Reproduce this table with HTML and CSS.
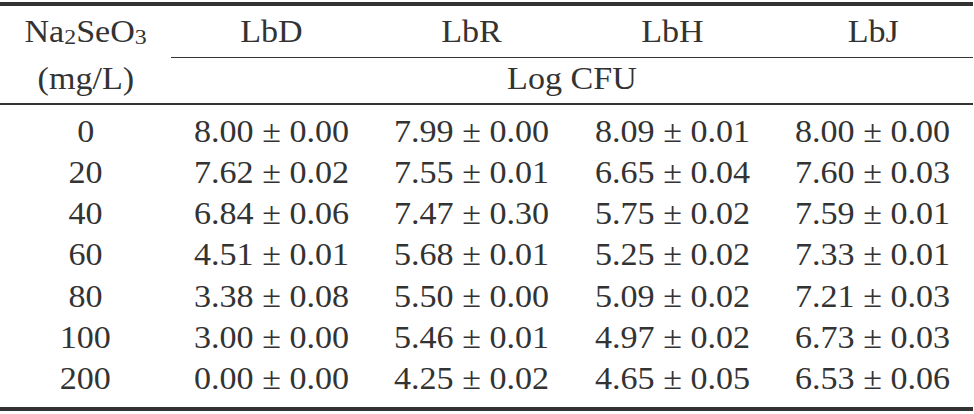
FILE: index.html
```html
<!DOCTYPE html>
<html>
<head>
<meta charset="utf-8">
<link rel="stylesheet" href="styles.css">
</head>
<body>
<div class="table">
  <div class="head">
    <div class="hcell first"><span class="t">Na<sub>2</sub>SeO<sub>3</sub></span></div>
    <div class="hcell strain"><span class="t">LbD</span></div>
    <div class="hcell strain"><span class="t">LbR</span></div>
    <div class="hcell strain"><span class="t">LbH</span></div>
    <div class="hcell strain"><span class="t">LbJ</span></div>
    <div class="hcell2 first"><span class="t">(mg/L)</span></div>
    <div class="hcell2 unit"><span class="t">Log CFU</span></div>
  </div>
  <div class="body">
    <div class="cell"><span class="t">0</span></div><div class="cell"><span class="t">8.00 ± 0.00</span></div><div class="cell"><span class="t">7.99 ± 0.00</span></div><div class="cell"><span class="t">8.09 ± 0.01</span></div><div class="cell"><span class="t">8.00 ± 0.00</span></div>
    <div class="cell"><span class="t">20</span></div><div class="cell"><span class="t">7.62 ± 0.02</span></div><div class="cell"><span class="t">7.55 ± 0.01</span></div><div class="cell"><span class="t">6.65 ± 0.04</span></div><div class="cell"><span class="t">7.60 ± 0.03</span></div>
    <div class="cell"><span class="t">40</span></div><div class="cell"><span class="t">6.84 ± 0.06</span></div><div class="cell"><span class="t">7.47 ± 0.30</span></div><div class="cell"><span class="t">5.75 ± 0.02</span></div><div class="cell"><span class="t">7.59 ± 0.01</span></div>
    <div class="cell"><span class="t">60</span></div><div class="cell"><span class="t">4.51 ± 0.01</span></div><div class="cell"><span class="t">5.68 ± 0.01</span></div><div class="cell"><span class="t">5.25 ± 0.02</span></div><div class="cell"><span class="t">7.33 ± 0.01</span></div>
    <div class="cell"><span class="t">80</span></div><div class="cell"><span class="t">3.38 ± 0.08</span></div><div class="cell"><span class="t">5.50 ± 0.00</span></div><div class="cell"><span class="t">5.09 ± 0.02</span></div><div class="cell"><span class="t">7.21 ± 0.03</span></div>
    <div class="cell"><span class="t">100</span></div><div class="cell"><span class="t">3.00 ± 0.00</span></div><div class="cell"><span class="t">5.46 ± 0.01</span></div><div class="cell"><span class="t">4.97 ± 0.02</span></div><div class="cell"><span class="t">6.73 ± 0.03</span></div>
    <div class="cell"><span class="t">200</span></div><div class="cell"><span class="t">0.00 ± 0.00</span></div><div class="cell"><span class="t">4.25 ± 0.02</span></div><div class="cell"><span class="t">4.65 ± 0.05</span></div><div class="cell"><span class="t">6.53 ± 0.06</span></div>
  </div>
</div>
</body>
</html>
```

FILE: styles.css
```css
html, body {
  margin: 0;
  padding: 0;
  background: #ffffff;
}

.table {
  width: 973px;
  margin-top: 2px;
  border-top: 4px solid #333333;
  border-bottom: 4px solid #333333;
  font-family: "Liberation Serif", "Times New Roman", Times, serif;
  font-size: 31px;
  color: #333333;
}

.head,
.body {
  display: grid;
  grid-template-columns: 171px repeat(4, 1fr);
}

.head {
  border-bottom: 2px solid #333333;
}

.t {
  display: inline-block;
  white-space: nowrap;
  line-height: 1.15;
  transform: scaleX(1.1);
}

.hcell {
  box-sizing: border-box;
  height: 52px;
  display: flex;
  align-items: center;
  justify-content: center;
}

.hcell.strain {
  border-bottom: 1px solid #333333;
}

.hcell2 {
  box-sizing: border-box;
  height: 45px;
  padding-bottom: 4px;
  display: flex;
  align-items: center;
  justify-content: center;
}

.hcell2.unit {
  grid-column: 2 / 6;
}

sub {
  font-size: 70%;
  vertical-align: -0.1em;
  line-height: 0;
}

.body {
  padding: 6px 0 8px;
  grid-auto-rows: 41.2px;
}

.cell {
  display: flex;
  align-items: center;
  justify-content: center;
}
```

### The task
Without the pictures, repeat the listing above exactly.

### Written solution
Reproduce this table with HTML and CSS.
FILE: index.html
```html
<!DOCTYPE html>
<html>
<head>
<meta charset="utf-8">
<link rel="stylesheet" href="styles.css">
</head>
<body>
<div class="table">
  <div class="head">
    <div class="hcell first"><span class="t">Na<sub>2</sub>SeO<sub>3</sub></span></div>
    <div class="hcell strain"><span class="t">LbD</span></div>
    <div class="hcell strain"><span class="t">LbR</span></div>
    <div class="hcell strain"><span class="t">LbH</span></div>
    <div class="hcell strain"><span class="t">LbJ</span></div>
    <div class="hcell2 first"><span class="t">(mg/L)</span></div>
    <div class="hcell2 unit"><span class="t">Log CFU</span></div>
  </div>
  <div class="body">
    <div class="cell"><span class="t">0</span></div><div class="cell"><span class="t">8.00 ± 0.00</span></div><div class="cell"><span class="t">7.99 ± 0.00</span></div><div class="cell"><span class="t">8.09 ± 0.01</span></div><div class="cell"><span class="t">8.00 ± 0.00</span></div>
    <div class="cell"><span class="t">20</span></div><div class="cell"><span class="t">7.62 ± 0.02</span></div><div class="cell"><span class="t">7.55 ± 0.01</span></div><div class="cell"><span class="t">6.65 ± 0.04</span></div><div class="cell"><span class="t">7.60 ± 0.03</span></div>
    <div class="cell"><span class="t">40</span></div><div class="cell"><span class="t">6.84 ± 0.06</span></div><div class="cell"><span class="t">7.47 ± 0.30</span></div><div class="cell"><span class="t">5.75 ± 0.02</span></div><div class="cell"><span class="t">7.59 ± 0.01</span></div>
    <div class="cell"><span class="t">60</span></div><div class="cell"><span class="t">4.51 ± 0.01</span></div><div class="cell"><span class="t">5.68 ± 0.01</span></div><div class="cell"><span class="t">5.25 ± 0.02</span></div><div class="cell"><span class="t">7.33 ± 0.01</span></div>
    <div class="cell"><span class="t">80</span></div><div class="cell"><span class="t">3.38 ± 0.08</span></div><div class="cell"><span class="t">5.50 ± 0.00</span></div><div class="cell"><span class="t">5.09 ± 0.02</span></div><div class="cell"><span class="t">7.21 ± 0.03</span></div>
    <div class="cell"><span class="t">100</span></div><div class="cell"><span class="t">3.00 ± 0.00</span></div><div class="cell"><span class="t">5.46 ± 0.01</span></div><div class="cell"><span class="t">4.97 ± 0.02</span></div><div class="cell"><span class="t">6.73 ± 0.03</span></div>
    <div class="cell"><span class="t">200</span></div><div class="cell"><span class="t">0.00 ± 0.00</span></div><div class="cell"><span class="t">4.25 ± 0.02</span></div><div class="cell"><span class="t">4.65 ± 0.05</span></div><div class="cell"><span class="t">6.53 ± 0.06</span></div>
  </div>
</div>
</body>
</html>
```

FILE: styles.css
```css
html, body {
  margin: 0;
  padding: 0;
  background: #ffffff;
}

.table {
  width: 973px;
  margin-top: 2px;
  border-top: 4px solid #333333;
  border-bottom: 4px solid #333333;
  font-family: "Liberation Serif", "Times New Roman", Times, serif;
  font-size: 31px;
  color: #333333;
}

.head,
.body {
  display: grid;
  grid-template-columns: 171px repeat(4, 1fr);
}

.head {
  border-bottom: 2px solid #333333;
}

.t {
  display: inline-block;
  white-space: nowrap;
  line-height: 1.15;
  transform: scaleX(1.1);
}

.hcell {
  box-sizing: border-box;
  height: 52px;
  display: flex;
  align-items: center;
  justify-content: center;
}

.hcell.strain {
  border-bottom: 1px solid #333333;
}

.hcell2 {
  box-sizing: border-box;
  height: 45px;
  padding-bottom: 4px;
  display: flex;
  align-items: center;
  justify-content: center;
}

.hcell2.unit {
  grid-column: 2 / 6;
}

sub {
  font-size: 70%;
  vertical-align: -0.1em;
  line-height: 0;
}

.body {
  padding: 6px 0 8px;
  grid-auto-rows: 41.2px;
}

.cell {
  display: flex;
  align-items: center;
  justify-content: center;
}
```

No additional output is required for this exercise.